There are things I can’t see myself being without. My modest but ever growing collection of books for example. I can’t get enough of them – I get around to reading most of them. I’ll read them all some day. A by-candlelight insurance against boredom if a massive solar storm strikes – like this one almost did in 2012.
Anyway, I suppose what I am ultimately digging at here is the idea of value and where it is found.
The problem with the consumerist way of life, at a societal level, is it has us hurtling towards a painful reckoning with the very real limits on what the pale blue dot can provide for us.
Finding sustainable ways to play out this great unfolding human drama is urgently necessary, and can be better for us as individuals and our home – the two are not mutually exclusive. Relying on creaking institutions, ten-a-penny politicians who do not want change, or the structural solutions of a culture whose values fundamentally create the problems is not going to get us very far.
The narrative that is played across most media and woven into the fabric of those cultural values, particularly in the West, is that we need to buy to be happy. Once engaged with, that narrative actually weakens our individual ability to generate our own happiness, through value we create for ourselves. Of course this is what those on the receiving end of the cash want.
Continual consumption of ideas, products, and media that is not related to our own direct experience fills our heads with thought patterns that are not ours, and eats away at our own store of imagination. You know, the same stuff we had when we were kids. It’s tuned differently as adults, but its capacity to generate happiness remains intact.

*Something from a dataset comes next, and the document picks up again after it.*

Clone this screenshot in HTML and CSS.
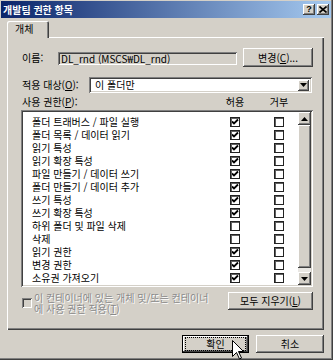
FILE: index.html
```html
<!DOCTYPE html>
<html lang="ko">
<head>
<meta charset="utf-8">
<title>개발팀 권한 항목</title>
<link rel="stylesheet" href="styles.css">
</head>
<body>
<div class="window">
  <div class="titlebar">
    <span class="title">개발팀 권한 항목</span>
    <div class="tb-buttons">
      <span class="tb-btn">?</span>
      <span class="tb-btn"><svg width="8" height="7" viewBox="0 0 8 7"><path d="M0.5 0.5 L7.5 6.5 M7.5 0.5 L0.5 6.5" stroke="#000" stroke-width="1.6"/></svg></span>
    </div>
  </div>
  <div class="client">
    <div class="tabs"><div class="tab">개체</div></div>
    <div class="panel">
      <div class="name-row">
        <span class="lbl name-lbl">이름:</span>
        <div class="field">DL_rnd (MSCS₩DL_rnd)</div>
        <button class="btn change-btn">변경(<u>C</u>)...</button>
      </div>
      <div class="apply-row">
        <span class="lbl apply-lbl">적용 대상(<u>O</u>):</span>
        <div class="combo">
          <span class="combo-text">이 폴더만</span>
          <span class="dd-btn"><svg width="7" height="4" viewBox="0 0 7 4"><path d="M0 0 H7 L3.5 4 Z" fill="#000"/></svg></span>
        </div>
      </div>
      <div class="perm-head">
        <span class="lbl">사용 권한(<u>P</u>):</span>
        <span class="colh">허용</span>
        <span></span>
        <span class="colh">거부</span>
      </div>
      <div class="list">
        <div class="rows">
          <div class="prow"><span class="ptxt">폴더 트래버스 / 파일 실행</span><span class="cb on"></span><span class="cb deny"></span></div>
          <div class="prow"><span class="ptxt">폴더 목록 / 데이터 읽기</span><span class="cb on"></span><span class="cb deny"></span></div>
          <div class="prow"><span class="ptxt">읽기 특성</span><span class="cb on"></span><span class="cb deny"></span></div>
          <div class="prow"><span class="ptxt">읽기 확장 특성</span><span class="cb on"></span><span class="cb deny"></span></div>
          <div class="prow"><span class="ptxt">파일 만들기 / 데이터 쓰기</span><span class="cb on"></span><span class="cb deny"></span></div>
          <div class="prow"><span class="ptxt">폴더 만들기 / 데이터 추가</span><span class="cb on"></span><span class="cb deny"></span></div>
          <div class="prow"><span class="ptxt">쓰기 특성</span><span class="cb on"></span><span class="cb deny"></span></div>
          <div class="prow"><span class="ptxt">쓰기 확장 특성</span><span class="cb on"></span><span class="cb deny"></span></div>
          <div class="prow"><span class="ptxt">하위 폴더 및 파일 삭제</span><span class="cb"></span><span class="cb deny"></span></div>
          <div class="prow"><span class="ptxt">삭제</span><span class="cb"></span><span class="cb deny"></span></div>
          <div class="prow"><span class="ptxt">읽기 권한</span><span class="cb on"></span><span class="cb deny"></span></div>
          <div class="prow"><span class="ptxt">변경 권한</span><span class="cb on"></span><span class="cb deny"></span></div>
          <div class="prow"><span class="ptxt">소유권 가져오기</span><span class="cb on"></span><span class="cb deny"></span></div>
        </div>
        <div class="scrollbar">
          <span class="sb-btn"><svg width="7" height="4" viewBox="0 0 7 4"><path d="M0 4 H7 L3.5 0 Z" fill="#000"/></svg></span>
          <span class="sb-thumb"></span>
          <span class="sb-track"></span>
          <span class="sb-btn"><svg width="7" height="4" viewBox="0 0 7 4"><path d="M0 0 H7 L3.5 4 Z" fill="#000"/></svg></span>
        </div>
      </div>
      <div class="bottom-row">
        <div class="inherit">
          <span class="dcb"></span>
          <span class="dtxt">
            <span class="dline">이 컨테이너에 있는 개체 및/또는 컨테이너</span>
            <span class="dline">에 사용 권한 적용(<u>T</u>)</span>
          </span>
        </div>
        <button class="btn clear-btn">모두 지우기(<u>L</u>)</button>
      </div>
    </div>
    <div class="dlg-buttons">
      <button class="btn default-btn"><span class="focus">확인</span></button>
      <button class="btn cancel-btn">취소</button>
    </div>
  </div>
  <svg class="cursor" width="13" height="20" viewBox="0 0 13 20"><path d="M0.5 0.5 V16.5 L4.5 12.5 L7.5 19 L9.5 18 L6.5 11.5 H11.5 Z" fill="#fff" stroke="#000" stroke-width="1"/></svg>
</div>
</body>
</html>
```

FILE: styles.css
```css
* { box-sizing: border-box; }
html, body { margin: 0; padding: 0; }
body {
  width: 333px;
  height: 360px;
  overflow: hidden;
  background: #d4d0c8;
  font-family: "Noto Sans CJK KR", "Noto Sans", sans-serif;
  font-size: 10px;
  line-height: 12px;
  color: #000;
}
u { text-decoration: underline; text-underline-offset: 1px; }

.window {
  position: relative;
  width: 333px;
  height: 360px;
  padding: 1px;
  background: #d4d0c8;
  box-shadow: inset -1px -1px #404040, inset -2px -2px #808080;
  display: flex;
  flex-direction: column;
}

.titlebar {
  height: 17px;
  flex: none;
  display: flex;
  align-items: center;
  justify-content: space-between;
  padding: 0 2px 0 2px;
  margin-right: 1px;
  background: linear-gradient(to right, #0a246a, #a6caf0);
  color: #fff;
  font-weight: bold;
}
.title { font-size: 10px; line-height: 12px; }
.tb-buttons { display: flex; gap: 2px; }
.tb-btn {
  width: 12px;
  height: 11px;
  background: #d4d0c8;
  box-shadow: inset -1px -1px #404040, inset 1px 1px #fff, inset -2px -2px #808080;
  display: flex;
  align-items: center;
  justify-content: center;
  color: #000;
  font-family: "Liberation Sans", sans-serif;
  font-size: 9px;
  line-height: 9px;
  font-weight: bold;
}

.client {
  flex: 1;
  display: flex;
  flex-direction: column;
  padding: 4px 7px 0 6px;
}

.tabs { height: 15px; display: flex; }
.tab {
  position: relative;
  z-index: 1;
  width: 42px;
  height: 17px;
  margin-top: -1px;
  padding-left: 8px;
  padding-top: 2px;
  background: #d4d0c8;
  border-radius: 2px 2px 0 0;
  box-shadow: inset 1px 1px #fff, inset -1px 0 #404040, inset -2px 0 #808080;
}

.panel {
  height: 293px;
  margin-right: 1px;
  padding: 11px 11px 0 14px;
  box-shadow: inset 1px 1px #fff, inset -1px -1px #404040, inset -2px -2px #808080;
  display: flex;
  flex-direction: column;
}

.lbl { padding-left: 1px; white-space: nowrap; }

.btn {
  appearance: none;
  border: 0;
  margin: 0;
  padding: 0;
  font: inherit;
  color: #000;
  background: #d4d0c8;
  height: 18px;
  display: flex;
  align-items: center;
  justify-content: center;
  box-shadow: inset -1px -1px #404040, inset 1px 1px #fff, inset -2px -2px #808080;
}

.name-row { height: 19px; display: flex; align-items: center; }
.name-lbl { width: 37px; }
.field {
  width: 179px;
  height: 13px;
  margin-top: 1px;
  padding: 0 0 0 3px;
  line-height: 13px;
  background: #d4d0c8;
  box-shadow: inset 1px 1px #808080, inset -1px -1px #fff, inset 2px 2px #404040;
  white-space: nowrap;
  overflow: hidden;
}
.change-btn { width: 70px; height: 19px; margin-left: auto; }

.apply-row { height: 16px; margin-top: 10px; display: flex; align-items: center; }
.apply-lbl { width: 68px; }
.combo {
  width: 223px;
  height: 16px;
  padding: 2px 2px 2px 2px;
  background: #fff;
  box-shadow: inset 1px 1px #808080, inset -1px -1px #fff, inset 2px 2px #404040, inset -2px -2px #d4d0c8;
  display: flex;
  align-items: center;
}
.combo-text { flex: 1; padding-left: 4px; }
.dd-btn {
  width: 11px;
  height: 11px;
  margin-right: 1px;
  background: #d4d0c8;
  box-shadow: inset -1px -1px #404040, inset 1px 1px #fff, inset -2px -2px #808080;
  display: flex;
  align-items: center;
  justify-content: center;
}

.perm-head {
  margin-top: 3px;
  height: 12px;
  display: grid;
  grid-template-columns: 199px 30px 14px 30px;
}
.colh { text-align: center; }

.list {
  margin-top: 2px;
  height: 177px;
  padding: 2px;
  background: #fff;
  box-shadow: inset 1px 1px #808080, inset -1px -1px #fff, inset 2px 2px #404040, inset -2px -2px #d4d0c8;
  display: flex;
}
.rows { flex: 1; padding-top: 3px; }
.prow {
  height: 13px;
  display: grid;
  grid-template-columns: 207px 10px 34px 10px;
  align-items: center;
}
.ptxt { padding-left: 9px; white-space: nowrap; line-height: 13px; }
.cb {
  width: 10px;
  height: 10px;
  border: 1px solid #222;
  box-shadow: inset 1px 1px #606060;
  background: #fff;
}
.cb.deny { grid-column: 4; }
.cb.on {
  background: #fff url("data:image/svg+xml,%3Csvg xmlns='http://www.w3.org/2000/svg' width='8' height='8' viewBox='0 0 8 8'%3E%3Cpath d='M1 3.5 L3 5.5 L7 1.5' fill='none' stroke='%23000' stroke-width='1.8'/%3E%3C/svg%3E") center / 8px 8px no-repeat;
}

.scrollbar {
  width: 13px;
  display: flex;
  flex-direction: column;
  background: #e9e7e3;
}
.sb-btn {
  height: 13px;
  flex: none;
  background: #d4d0c8;
  box-shadow: inset -1px -1px #404040, inset 1px 1px #fff, inset -2px -2px #808080;
  display: flex;
  align-items: center;
  justify-content: center;
}
.sb-thumb {
  flex: 1;
  background: #d4d0c8;
  box-shadow: inset -1px -1px #404040, inset 1px 1px #fff, inset -2px -2px #808080;
}
.sb-track { height: 4px; flex: none; }

.bottom-row {
  margin-top: 5px;
  height: 22px;
  display: flex;
  align-items: flex-start;
}
.inherit { display: flex; align-items: center; flex: 1; padding-left: 1px; }
.dcb {
  width: 10px;
  height: 10px;
  flex: none;
  background: #d4d0c8;
  box-shadow: inset 1px 1px #808080, inset -1px -1px #fff, inset 2px 2px #404040;
}
.dtxt {
  margin-left: 2px;
  color: #8a8a8a;
  text-shadow: 1px 1px #fff;
  white-space: nowrap;
  display: flex;
  flex-direction: column;
}
.dline { display: block; height: 11px; line-height: 11px; }
.clear-btn { width: 85px; flex: none; }

.dlg-buttons {
  margin-top: 5px;
  display: flex;
  justify-content: flex-end;
  gap: 7px;
  padding-right: 1px;
}
.default-btn {
  width: 67px;
  box-shadow: inset 0 0 0 1px #000, inset -2px -2px #404040, inset 2px 2px #fff, inset -3px -3px #808080;
}
.focus {
  width: 59px;
  height: 12px;
  outline: 1px dotted #000;
  display: flex;
  align-items: center;
  justify-content: center;
}
.cancel-btn { width: 68px; }

.cursor { position: absolute; left: 232px; top: 340px; }
```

When speaking about his addiction to drugs, Russell Brand said that his problem was not with drugs per se, but in dealing with reality itself. Consumerism is a bit like that; it provides a distraction from dealing with reality itself. Finding value in reality itself.
The best things in life aren’t things – Art Buchwald
To the extent that hedonic adaptation levels out the happiness of beyond-baseline materialism, that same materialism then reduces our free time, distracts us from what is important, eats up our imagination, and weakens our very ability to be happy – in and of ourselves. Of course there is a contented, subjective middle ground for most people and it’s worth really investigating where that is.
As I outlined in the reasons I started writing here, simpler living can effect a change in attitude towards consumption, and from there unexpected things start happening. It doesn’t have mean a massive change in standard of living either.
Hedonic adaptation is a kind of awareness tool and awareness is an important step towards seeing things as they really are.